Friday, January 13, 2012


One benefit of the Digital Age is the democratization of the arts. There are more ways than ever before for artmakers to reach an audience—bands can record their own CDs, authors can publish their own ebooks, visual artists can participate in regional Open Studios events, or show their work in online galleries. And every year, aspiring playwrights have a chance to see their work produced onstage, with live actors in front of a real audience, in the annual Eight Tens @ Eight short play festival staged by the Santa Cruz Actors' Theatre.

For this, their 17th season, ET@E Artistic Director Wilma Marcus Chandler solicited submissions from all over the country via their annual spring ten-minute playwriting contest. Chandler and her team of intrepid judges combed through the entries to select the final eight, which are now produced onstage at the Center Street Theatre with local actors, directed by such local theatrical luminaries as Maria Crush, Marcus Cato, and Daria Troxell.

The result is an evening of short, pithy, original plays well-suited to this intimate venue (the original Actors' Theatre, once upon a time), with its intense sense of community spirit.
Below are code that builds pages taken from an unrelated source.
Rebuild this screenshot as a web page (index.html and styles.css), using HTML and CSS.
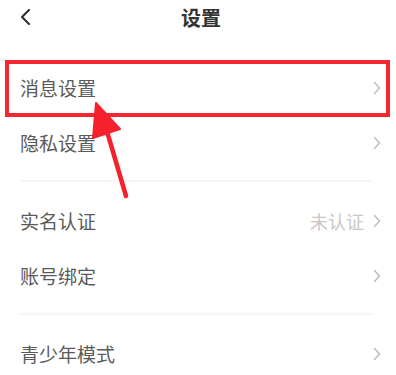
FILE: index.html
```html
<!DOCTYPE html>
<html lang="zh">
<head>
<meta charset="utf-8">
<link rel="stylesheet" href="styles.css">
</head>
<body>
<div class="page">
  <header class="topbar">
    <svg class="back" width="14" height="18" viewBox="0 0 14 18"><path d="M11 2 L4 9 L11 16" fill="none" stroke="#333" stroke-width="2.2" stroke-linecap="round" stroke-linejoin="round"/></svg>
    <div class="title">设置</div>
  </header>
  <main class="list">
    <div class="row"><span class="label">消息设置</span><span class="right"><svg class="chev" width="8" height="14" viewBox="0 0 8 14"><path d="M1.5 1.5 L6.5 7 L1.5 12.5" fill="none" stroke="#bdbdbd" stroke-width="1.5" stroke-linecap="round" stroke-linejoin="round"/></svg></span></div>
    <div class="row"><span class="label">隐私设置</span><span class="right"><svg class="chev" width="8" height="14" viewBox="0 0 8 14"><path d="M1.5 1.5 L6.5 7 L1.5 12.5" fill="none" stroke="#bdbdbd" stroke-width="1.5" stroke-linecap="round" stroke-linejoin="round"/></svg></span></div>
    <div class="divider"></div>
    <div class="row"><span class="label">实名认证</span><span class="right"><span class="value">未认证</span><svg class="chev" width="8" height="14" viewBox="0 0 8 14"><path d="M1.5 1.5 L6.5 7 L1.5 12.5" fill="none" stroke="#bdbdbd" stroke-width="1.5" stroke-linecap="round" stroke-linejoin="round"/></svg></span></div>
    <div class="row"><span class="label">账号绑定</span><span class="right"><svg class="chev" width="8" height="14" viewBox="0 0 8 14"><path d="M1.5 1.5 L6.5 7 L1.5 12.5" fill="none" stroke="#bdbdbd" stroke-width="1.5" stroke-linecap="round" stroke-linejoin="round"/></svg></span></div>
    <div class="divider"></div>
    <div class="row"><span class="label">青少年模式</span><span class="right"><svg class="chev" width="8" height="14" viewBox="0 0 8 14"><path d="M1.5 1.5 L6.5 7 L1.5 12.5" fill="none" stroke="#bdbdbd" stroke-width="1.5" stroke-linecap="round" stroke-linejoin="round"/></svg></span></div>
  </main>
  <div class="highlight"></div>
  <svg class="arrow" width="396" height="375" viewBox="0 0 396 375">
    <line x1="126" y1="196" x2="106" y2="128" stroke="#f5222d" stroke-width="4.5" stroke-linecap="round"/>
    <polygon points="96,103 93,138 120,129" fill="#f5222d" stroke="#f5222d" stroke-width="2" stroke-linejoin="round"/>
  </svg>
</div>
</body>
</html>
```

FILE: styles.css
```css
html, body {
  margin: 0;
  padding: 0;
  background: #ffffff;
}
.page {
  position: relative;
  width: 396px;
  height: 375px;
  overflow: hidden;
  font-family: "Noto Sans CJK SC", "Noto Sans", sans-serif;
}
.topbar {
  position: relative;
  height: 36px;
  display: flex;
  align-items: center;
  justify-content: center;
}
.back {
  position: absolute;
  left: 18px;
  top: 8px;
}
.title {
  font-size: 20px;
  font-weight: 700;
  color: #333333;
  line-height: 36px;
  margin-left: 6px;
}
.list {
  padding-top: 24px;
}
.row {
  height: 55px;
  display: flex;
  align-items: center;
  justify-content: space-between;
  padding: 0 15px 0 20px;
}
.label {
  font-size: 19px;
  color: #5a5a5a;
  line-height: 1;
}
.right {
  display: flex;
  align-items: center;
  gap: 9px;
}
.value {
  font-size: 18px;
  color: #c8c8c8;
  line-height: 1;
}
.chev {
  display: block;
}
.divider {
  height: 2px;
  background: #f6f6f6;
  margin: 10px 23px 11px 20px;
}
.highlight {
  position: absolute;
  left: 5px;
  top: 60px;
  width: 377px;
  height: 49px;
  border: 4px solid #f4262f;
}
.arrow {
  position: absolute;
  left: 0;
  top: 0;
}
```
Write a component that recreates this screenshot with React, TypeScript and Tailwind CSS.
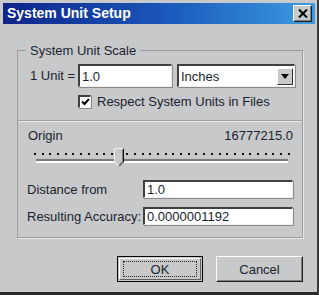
import React from "react";

const sunken =
  "bg-white border-t-2 border-l-2 border-b border-r border-t-[#404040] border-l-[#404040] border-b-[#f0f0f0] border-r-[#f0f0f0] shadow-[1px_1px_0_#8a8a8a]";

function Dots() {
  const dots = Array.from({ length: 34 });
  return (
    <div className="flex justify-between w-[256px]">
      {dots.map((_, i) => (
        <div key={i} className="w-[2px] h-[2px] bg-[#111]" />
      ))}
    </div>
  );
}

export default function App() {
  return (
    <div
      className="w-[319px] h-[295px] box-border bg-[#c8c9ca] border-r-2 border-b-[3px] border-r-[#3a3a3a] border-b-[#2a2a2a] pl-[3px] pt-[3px] flex flex-col text-[13px] leading-[15px] text-[#1a1f30]"
      style={{ fontFamily: '"Liberation Sans", Arial, sans-serif' }}
    >
      {/* Title bar */}
      <div className="h-[21px] mr-[2px] flex items-center justify-between pl-[4px] pr-[3px] bg-gradient-to-r from-[#10238a] via-[#1a55b8] to-[#3d9be0]">
        <span className="text-white font-bold text-[14px] leading-[17px]">System Unit Setup</span>
        <div className="w-[19px] h-[17px] bg-[#c8c9ca] border border-t-white border-l-white border-b-[#202020] border-r-[#202020] shadow-[inset_-1px_-1px_0_#808080] flex items-center justify-center">
          <svg width="10" height="9" viewBox="0 0 10 9">
            <path d="M1 0.5 L9 8.5 M9 0.5 L1 8.5" stroke="#000" strokeWidth="2" />
          </svg>
        </div>
      </div>

      {/* Group box */}
      <fieldset className="ml-[14px] mt-[19px] w-[286px] border border-[#9c9c9c] shadow-[1px_1px_0_#e8e8e8] p-0 pb-[12px]">
        <legend className="ml-[8px] px-[4px]">System Unit Scale</legend>

        <div className="flex items-center mt-[6px] pl-[12px]">
          <span className="w-[48px]">1 Unit =</span>
          <div className={`w-[94px] h-[23px] ${sunken} flex items-center pl-[2px]`}>1.0</div>
          <div className={`ml-[5px] w-[118px] h-[23px] ${sunken} flex items-center justify-between pl-[2px]`}>
            <span>Inches</span>
            <div className="w-[16px] h-[17px] mr-[1px] bg-[#c8c9ca] border border-t-white border-l-white border-b-[#303030] border-r-[#303030] flex items-center justify-center">
              <svg width="8" height="5" viewBox="0 0 8 5">
                <path d="M0 0 H8 L4 5 Z" fill="#000" />
              </svg>
            </div>
          </div>
        </div>

        <div className="flex items-center mt-[7px] ml-[60px]">
          <div className={`w-[13px] h-[13px] ${sunken} flex items-center justify-center`}>
            <svg width="9" height="8" viewBox="0 0 9 8">
              <path d="M1 3.5 L3.5 6 L8 1" stroke="#000" strokeWidth="2" fill="none" />
            </svg>
          </div>
          <span className="ml-[6px]">Respect System Units in Files</span>
        </div>

        <div className="mt-[11px] border-t border-t-[#9c9c9c] border-b border-b-[#ececec]" />

        <div className="flex justify-between mt-[6px] pl-[10px] pr-[9px]">
          <span>Origin</span>
          <span>16777215.0</span>
        </div>

        <div className="relative ml-[16px] mt-[3px] h-[20px] w-[256px]">
          <div className="pt-[7px]">
            <Dots />
          </div>
          <div className="mt-[4px] ml-[2px] w-[252px] h-[4px] border-t-2 border-t-[#7a7a7a] border-b-2 border-b-white" />
          <svg className="absolute left-[80px] top-[2px]" width="10" height="19" viewBox="0 0 10 19">
            <path d="M0.5 0.5 H9.5 V14 L5 18.5 L0.5 14 Z" fill="#c8c9ca" stroke="#f4f4f4" />
            <path d="M9.5 0.5 V14 L5 18.5" fill="none" stroke="#101010" />
            <path d="M8.5 1.5 V13.6 L5 17" fill="none" stroke="#808080" />
          </svg>
        </div>

        <div className="flex items-center mt-[14px] pl-[9px]">
          <span className="w-[116px]">Distance from</span>
          <div className={`w-[150px] h-[18px] ${sunken} flex items-center pl-[2px]`}>1.0</div>
        </div>
        <div className="flex items-center mt-[9px] pl-[9px]">
          <span className="w-[116px]">Resulting Accuracy:</span>
          <div className={`w-[150px] h-[18px] ${sunken} flex items-center pl-[2px]`}>0.0000001192</div>
        </div>
      </fieldset>

      {/* Buttons */}
      <div className="flex ml-[114px] mt-[18px] gap-[13px]">
        <div className="w-[86px] h-[26px] border border-black p-[1px]">
          <div className="w-full h-full border border-t-white border-l-white border-b-[#606060] border-r-[#606060] flex items-center justify-center">
            <div className="w-[74px] h-[16px] border border-dotted border-[#222] flex items-center justify-center">OK</div>
          </div>
        </div>
        <div className="w-[87px] h-[26px] border border-t-white border-l-white border-b-[#202020] border-r-[#202020] shadow-[inset_-1px_-1px_0_#808080] flex items-center justify-center">
          Cancel
        </div>
      </div>
    </div>
  );
}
Five of this season's eight plays are comedies, two are dramas. My favorite is the one that falls between genres, "Crossing The Line," by Seth Freemn. Directed by Sarah Albertson, it's a close encounter between a high school math teacher (well-played by Scott Kravitz), a teenage vandal who calls himself "Shooter" (a persuasive Kamaxtli Perez-Granados), and the principles of logic and consequence. The dialogue is funny, the situation tense, it has a complete story arc, and it all comes to a satisfying conclusion.

The comedies tend to be more like sketch pieces, but most have their bright moments. Perhaps the best realized, Earl Roske's "Measure of a Man," directed by Steve Brenner, a sly satire in which a lowly, 18th Century Scottish crofter (Steve Capasso) and his laird, the Colonel (a flamboyantly funny Denny Vierra) discuss the value of a library. ("The more books I have, the smarter people think I am.") Part of the fun here is watching the actors maintain their Scots accents.

"The Unwedding," by Martin Azevedo and directed by Troxell, begins with a funny premise—a divorcing couple divvying up their friends like community property—but it doesn't know how or when to make a graceful exit. Marcia Rudin's "Waiting For Wilma," directed by Joan Van Antwerp, a comedy of colliding values in an overbooked hotel room during a hurricane, also ends a little abruptly.

Diane Patterson's satirical "The Bank," also concludes with more of a whimper than a bang, although director Cato coaxes a wonderful performance out of Kendall Callaghan as a ferociously chirpy bank teller. Jaye Wolfe and Brett Karleen deliver good comic performances as a corporate honcho and a hopeful hiree in Jeffrey Gold's "Fair Shake," directed by Crush, although the comic purpose of the buzzer that keeps interrupting their interview isn't always clear enough.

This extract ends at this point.